OOCL’s operational numbers do not augur well for the upcoming publication of rival ocean carrier Q2 financial results, and suggest that more and more liner services are now operating at a loss.

OOCL’s carryings in Q2 held up well and were in fact 1.3% higher than the previous year at 1,862,120 teu, with Asia – Europe up 5.2% at 423,783 teu, and the transpacific tradelane ahead by 2.1% at 484,932 teu.

However, the carrier’s biggest region, intra-Asia and Australasia, edged down 2.8% to 824,957 teu.

OOCL’s revenue in the quarter came in at $1.98bn, compared with $5.28bn the year before, for an average rate per teu of $1,062, versus $2,874 per teu previously.

Crucially, the overall average rate per teu was 15% below the level earned in the first quarter as long-term contracts were renewed at lower values and spot rates remained stubbornly low.

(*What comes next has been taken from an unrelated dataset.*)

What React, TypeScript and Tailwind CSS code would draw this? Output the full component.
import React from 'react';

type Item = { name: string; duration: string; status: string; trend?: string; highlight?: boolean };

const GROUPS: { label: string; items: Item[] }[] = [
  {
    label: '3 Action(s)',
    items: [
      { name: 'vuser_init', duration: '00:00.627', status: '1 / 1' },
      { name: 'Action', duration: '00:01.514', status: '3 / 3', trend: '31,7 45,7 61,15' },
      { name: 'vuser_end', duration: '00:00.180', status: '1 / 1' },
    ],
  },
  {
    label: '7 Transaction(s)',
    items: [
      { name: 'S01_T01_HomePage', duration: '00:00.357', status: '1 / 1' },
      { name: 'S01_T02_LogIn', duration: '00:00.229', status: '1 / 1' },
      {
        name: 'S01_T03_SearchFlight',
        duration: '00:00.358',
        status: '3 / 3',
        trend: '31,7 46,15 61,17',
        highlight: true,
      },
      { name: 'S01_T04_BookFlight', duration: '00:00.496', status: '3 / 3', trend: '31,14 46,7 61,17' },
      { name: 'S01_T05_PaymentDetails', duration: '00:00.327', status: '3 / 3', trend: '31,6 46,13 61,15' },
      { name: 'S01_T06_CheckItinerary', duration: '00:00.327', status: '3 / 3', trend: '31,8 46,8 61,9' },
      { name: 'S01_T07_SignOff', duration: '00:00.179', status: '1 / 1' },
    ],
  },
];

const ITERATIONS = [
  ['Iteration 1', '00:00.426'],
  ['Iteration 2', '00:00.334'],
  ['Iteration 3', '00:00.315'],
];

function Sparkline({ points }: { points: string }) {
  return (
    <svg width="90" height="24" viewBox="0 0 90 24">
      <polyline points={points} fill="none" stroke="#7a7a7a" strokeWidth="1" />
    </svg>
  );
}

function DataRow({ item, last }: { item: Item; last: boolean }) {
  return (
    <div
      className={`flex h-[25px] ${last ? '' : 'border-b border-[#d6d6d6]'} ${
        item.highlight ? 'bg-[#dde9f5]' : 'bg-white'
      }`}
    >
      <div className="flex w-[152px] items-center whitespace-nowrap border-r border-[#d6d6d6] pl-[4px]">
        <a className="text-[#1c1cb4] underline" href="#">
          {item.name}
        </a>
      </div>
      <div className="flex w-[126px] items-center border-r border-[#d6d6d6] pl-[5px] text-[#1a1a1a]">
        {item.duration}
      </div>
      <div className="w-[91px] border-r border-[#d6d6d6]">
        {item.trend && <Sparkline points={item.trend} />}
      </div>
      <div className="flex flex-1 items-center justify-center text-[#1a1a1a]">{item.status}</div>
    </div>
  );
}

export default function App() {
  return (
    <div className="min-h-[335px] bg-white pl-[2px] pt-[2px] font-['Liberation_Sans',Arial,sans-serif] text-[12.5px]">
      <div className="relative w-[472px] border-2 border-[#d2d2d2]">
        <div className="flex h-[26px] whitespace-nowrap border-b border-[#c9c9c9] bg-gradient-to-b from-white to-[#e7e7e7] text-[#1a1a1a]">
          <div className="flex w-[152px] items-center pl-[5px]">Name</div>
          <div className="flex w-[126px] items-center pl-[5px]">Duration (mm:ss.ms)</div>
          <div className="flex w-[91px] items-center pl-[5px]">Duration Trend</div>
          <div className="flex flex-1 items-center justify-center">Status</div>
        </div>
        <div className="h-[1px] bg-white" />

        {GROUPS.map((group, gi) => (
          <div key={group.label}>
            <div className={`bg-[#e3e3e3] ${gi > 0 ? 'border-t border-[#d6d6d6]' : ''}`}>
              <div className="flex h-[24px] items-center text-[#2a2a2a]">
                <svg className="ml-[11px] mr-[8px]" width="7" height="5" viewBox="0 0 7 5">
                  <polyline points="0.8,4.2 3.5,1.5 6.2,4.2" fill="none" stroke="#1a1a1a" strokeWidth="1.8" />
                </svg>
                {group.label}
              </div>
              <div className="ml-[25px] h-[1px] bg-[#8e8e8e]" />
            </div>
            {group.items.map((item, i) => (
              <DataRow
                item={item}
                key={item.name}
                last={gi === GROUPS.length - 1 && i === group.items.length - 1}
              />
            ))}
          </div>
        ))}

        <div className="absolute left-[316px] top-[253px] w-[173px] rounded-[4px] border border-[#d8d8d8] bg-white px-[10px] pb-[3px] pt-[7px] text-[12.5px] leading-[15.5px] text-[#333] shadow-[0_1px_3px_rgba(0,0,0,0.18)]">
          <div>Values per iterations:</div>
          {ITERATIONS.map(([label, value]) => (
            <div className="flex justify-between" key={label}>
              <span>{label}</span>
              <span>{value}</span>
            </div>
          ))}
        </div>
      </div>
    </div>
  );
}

Nevertheless, OOCL’s average rate on the transpacific in Q2 reflected a relatively modest decline of 8% on the previous quarter to $1,339 per teu, whereas the carrier’s Asia – Europe average rate slumped by 17% to $1,053 per teu.

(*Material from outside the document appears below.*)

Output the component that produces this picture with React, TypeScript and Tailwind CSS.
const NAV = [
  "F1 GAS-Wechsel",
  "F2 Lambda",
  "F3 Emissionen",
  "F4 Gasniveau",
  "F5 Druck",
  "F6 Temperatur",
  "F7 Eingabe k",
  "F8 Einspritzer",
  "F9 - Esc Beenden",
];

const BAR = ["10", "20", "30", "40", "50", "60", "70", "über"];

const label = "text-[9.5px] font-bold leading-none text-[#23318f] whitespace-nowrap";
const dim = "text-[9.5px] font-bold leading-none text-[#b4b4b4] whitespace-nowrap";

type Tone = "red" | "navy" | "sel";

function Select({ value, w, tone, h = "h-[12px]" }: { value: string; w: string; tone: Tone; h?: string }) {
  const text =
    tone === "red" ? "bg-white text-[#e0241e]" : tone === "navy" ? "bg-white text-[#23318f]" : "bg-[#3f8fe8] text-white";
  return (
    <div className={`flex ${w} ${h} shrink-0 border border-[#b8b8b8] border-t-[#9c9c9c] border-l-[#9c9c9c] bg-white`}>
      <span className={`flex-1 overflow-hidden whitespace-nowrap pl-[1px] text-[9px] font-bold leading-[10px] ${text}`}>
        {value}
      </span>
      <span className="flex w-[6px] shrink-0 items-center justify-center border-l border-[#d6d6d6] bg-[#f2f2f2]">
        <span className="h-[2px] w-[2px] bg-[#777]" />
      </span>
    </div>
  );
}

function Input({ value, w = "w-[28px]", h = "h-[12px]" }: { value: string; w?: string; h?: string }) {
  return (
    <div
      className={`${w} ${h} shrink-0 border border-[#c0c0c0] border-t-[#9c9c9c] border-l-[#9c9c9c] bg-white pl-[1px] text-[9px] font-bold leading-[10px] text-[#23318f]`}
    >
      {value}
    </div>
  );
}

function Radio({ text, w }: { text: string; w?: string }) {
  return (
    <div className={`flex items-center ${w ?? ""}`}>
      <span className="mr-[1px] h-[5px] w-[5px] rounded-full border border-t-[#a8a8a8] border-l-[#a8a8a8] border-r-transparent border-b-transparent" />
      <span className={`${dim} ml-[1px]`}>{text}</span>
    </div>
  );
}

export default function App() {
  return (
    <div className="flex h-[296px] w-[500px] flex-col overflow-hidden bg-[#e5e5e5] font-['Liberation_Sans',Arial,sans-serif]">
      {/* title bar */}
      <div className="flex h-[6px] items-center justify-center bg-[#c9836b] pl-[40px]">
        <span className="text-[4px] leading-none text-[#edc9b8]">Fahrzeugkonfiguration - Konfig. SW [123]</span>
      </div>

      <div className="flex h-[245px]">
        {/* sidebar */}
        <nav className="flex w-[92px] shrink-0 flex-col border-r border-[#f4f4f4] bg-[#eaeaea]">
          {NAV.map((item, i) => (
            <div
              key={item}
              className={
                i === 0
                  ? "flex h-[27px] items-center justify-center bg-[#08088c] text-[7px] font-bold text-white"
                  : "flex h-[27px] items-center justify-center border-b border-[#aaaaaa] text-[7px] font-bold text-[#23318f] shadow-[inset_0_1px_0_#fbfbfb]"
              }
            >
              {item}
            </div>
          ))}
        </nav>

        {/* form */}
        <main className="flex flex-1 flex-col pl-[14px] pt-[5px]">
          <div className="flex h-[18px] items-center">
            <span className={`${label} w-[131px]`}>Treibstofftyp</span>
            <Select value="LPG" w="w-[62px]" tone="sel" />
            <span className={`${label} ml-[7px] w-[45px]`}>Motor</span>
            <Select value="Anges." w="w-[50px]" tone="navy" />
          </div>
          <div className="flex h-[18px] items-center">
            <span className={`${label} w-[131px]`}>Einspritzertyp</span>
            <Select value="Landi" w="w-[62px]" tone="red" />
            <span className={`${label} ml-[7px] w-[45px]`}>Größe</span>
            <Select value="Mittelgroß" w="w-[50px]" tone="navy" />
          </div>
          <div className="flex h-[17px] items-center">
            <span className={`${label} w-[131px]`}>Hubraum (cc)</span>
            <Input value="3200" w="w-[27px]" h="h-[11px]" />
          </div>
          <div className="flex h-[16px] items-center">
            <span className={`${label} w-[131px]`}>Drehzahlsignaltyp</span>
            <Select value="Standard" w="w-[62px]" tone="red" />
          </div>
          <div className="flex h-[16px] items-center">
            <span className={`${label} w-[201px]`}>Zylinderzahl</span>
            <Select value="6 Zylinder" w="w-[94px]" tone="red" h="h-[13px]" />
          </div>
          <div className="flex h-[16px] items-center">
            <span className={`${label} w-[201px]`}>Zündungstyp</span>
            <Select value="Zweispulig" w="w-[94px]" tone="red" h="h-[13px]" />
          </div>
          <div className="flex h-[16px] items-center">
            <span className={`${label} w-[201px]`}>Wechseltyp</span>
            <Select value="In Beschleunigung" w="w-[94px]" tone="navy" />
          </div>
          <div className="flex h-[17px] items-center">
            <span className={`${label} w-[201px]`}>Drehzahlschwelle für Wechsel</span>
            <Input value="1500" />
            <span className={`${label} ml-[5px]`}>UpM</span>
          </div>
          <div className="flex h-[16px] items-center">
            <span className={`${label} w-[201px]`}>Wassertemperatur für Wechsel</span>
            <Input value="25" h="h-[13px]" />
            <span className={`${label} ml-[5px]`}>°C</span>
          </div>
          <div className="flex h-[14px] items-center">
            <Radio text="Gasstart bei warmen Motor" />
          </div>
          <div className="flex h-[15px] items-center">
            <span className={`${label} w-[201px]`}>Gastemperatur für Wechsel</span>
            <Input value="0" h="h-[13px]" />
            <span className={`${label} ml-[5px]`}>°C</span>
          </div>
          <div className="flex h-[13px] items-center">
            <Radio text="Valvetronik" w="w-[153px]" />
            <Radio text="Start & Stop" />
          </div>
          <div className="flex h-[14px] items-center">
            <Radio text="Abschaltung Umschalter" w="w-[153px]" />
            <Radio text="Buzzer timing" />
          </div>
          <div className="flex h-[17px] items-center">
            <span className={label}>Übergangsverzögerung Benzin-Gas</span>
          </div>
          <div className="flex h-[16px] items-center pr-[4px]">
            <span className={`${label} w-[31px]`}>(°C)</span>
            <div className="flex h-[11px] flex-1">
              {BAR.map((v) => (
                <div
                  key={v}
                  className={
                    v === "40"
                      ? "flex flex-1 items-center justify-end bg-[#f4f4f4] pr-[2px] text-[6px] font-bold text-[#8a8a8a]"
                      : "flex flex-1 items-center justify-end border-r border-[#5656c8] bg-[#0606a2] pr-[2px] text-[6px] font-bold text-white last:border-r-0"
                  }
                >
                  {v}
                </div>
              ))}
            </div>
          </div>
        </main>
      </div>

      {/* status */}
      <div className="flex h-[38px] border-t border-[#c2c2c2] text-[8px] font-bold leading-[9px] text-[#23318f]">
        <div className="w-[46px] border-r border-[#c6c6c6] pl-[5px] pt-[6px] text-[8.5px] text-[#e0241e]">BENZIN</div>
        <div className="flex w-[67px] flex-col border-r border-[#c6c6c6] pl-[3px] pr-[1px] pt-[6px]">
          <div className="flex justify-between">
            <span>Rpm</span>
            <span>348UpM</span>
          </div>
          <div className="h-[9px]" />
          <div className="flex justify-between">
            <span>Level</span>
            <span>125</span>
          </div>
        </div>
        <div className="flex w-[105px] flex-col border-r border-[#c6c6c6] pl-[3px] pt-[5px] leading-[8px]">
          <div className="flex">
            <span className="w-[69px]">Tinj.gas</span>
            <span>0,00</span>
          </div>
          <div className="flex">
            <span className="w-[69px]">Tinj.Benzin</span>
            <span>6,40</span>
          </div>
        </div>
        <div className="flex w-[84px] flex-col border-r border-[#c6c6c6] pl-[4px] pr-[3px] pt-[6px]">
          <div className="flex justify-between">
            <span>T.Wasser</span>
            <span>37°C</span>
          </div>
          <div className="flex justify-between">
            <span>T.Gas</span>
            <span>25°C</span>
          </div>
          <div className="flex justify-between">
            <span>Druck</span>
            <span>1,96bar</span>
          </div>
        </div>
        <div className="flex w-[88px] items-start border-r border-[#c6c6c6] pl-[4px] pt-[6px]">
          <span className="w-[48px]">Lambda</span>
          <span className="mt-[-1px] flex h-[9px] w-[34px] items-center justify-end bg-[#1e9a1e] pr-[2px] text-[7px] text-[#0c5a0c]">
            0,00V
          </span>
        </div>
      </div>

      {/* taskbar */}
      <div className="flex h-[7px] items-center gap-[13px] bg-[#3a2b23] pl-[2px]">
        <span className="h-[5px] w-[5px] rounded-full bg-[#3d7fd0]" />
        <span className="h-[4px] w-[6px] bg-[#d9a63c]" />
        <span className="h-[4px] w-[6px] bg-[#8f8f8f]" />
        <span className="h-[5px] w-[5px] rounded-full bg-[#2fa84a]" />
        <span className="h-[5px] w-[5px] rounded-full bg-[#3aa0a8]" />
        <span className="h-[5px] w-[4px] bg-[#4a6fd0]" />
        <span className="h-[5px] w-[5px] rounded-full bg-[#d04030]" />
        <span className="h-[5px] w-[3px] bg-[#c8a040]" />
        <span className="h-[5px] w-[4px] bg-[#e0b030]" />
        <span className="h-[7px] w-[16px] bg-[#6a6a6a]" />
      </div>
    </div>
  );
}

But there was greater rate erosion on OOCL’s intra-Asia / Australasia sector where the average rate plummeted by 18% to $786 per teu, and on its transatlantic services, which saw a 25% rate collapse, quarter-on-quarter, for an average of $1,830 per teu.

In notes to the operational update, OOCL said that its loadable capacity increased by 8.7% in the quarter, compared to the previous year, but that load factors on its vessels were 5.9% below the utilisation levels of Q1 2022.

According to analysis of carriers’ Q1 earnings, by consultants Blue Alpha Capital, the top container lines cumulatively earned an estimated net $13bn in the first quarter of the year, based on published results and using industry average estimates for carriers that do not reveal their financial results.

This compared to the $59bn total that the consultant calculated the lines accumulated from their networks in Q1 2022.

The sharp reduction in carrier profit margins in Q1, with several lines very close to trading in the red, saw Israeli carrier Zim actually recording a $58m loss for the period.

It follows that the bellwether OOCL Q2 operational numbers could be a harbinger for more carriers to report negative financial results.

Moreover, carriers will come under intense pressure from their shareholders in the coming weeks to stem any losses, by cutting deployed capacity to meet reduced demand.

However, with a record 285,000 teu of newbuild tonnage delivered last month and an estimated 1.2m teu due to be received in the second half of the year, capacity management will need to be radical.

Unless there is a prompt pick-up in demand, The Loadstar expects that carriers will have little option other than to suspend some east – west loops.

In fact THE Alliance members, Hapag-Lloyd, ONE, HMM and Yang Ming, announced today that they were ‘temporarily suspending’ their Asia – US west coast PS5 loop from August, “in consideration of the present market situation”.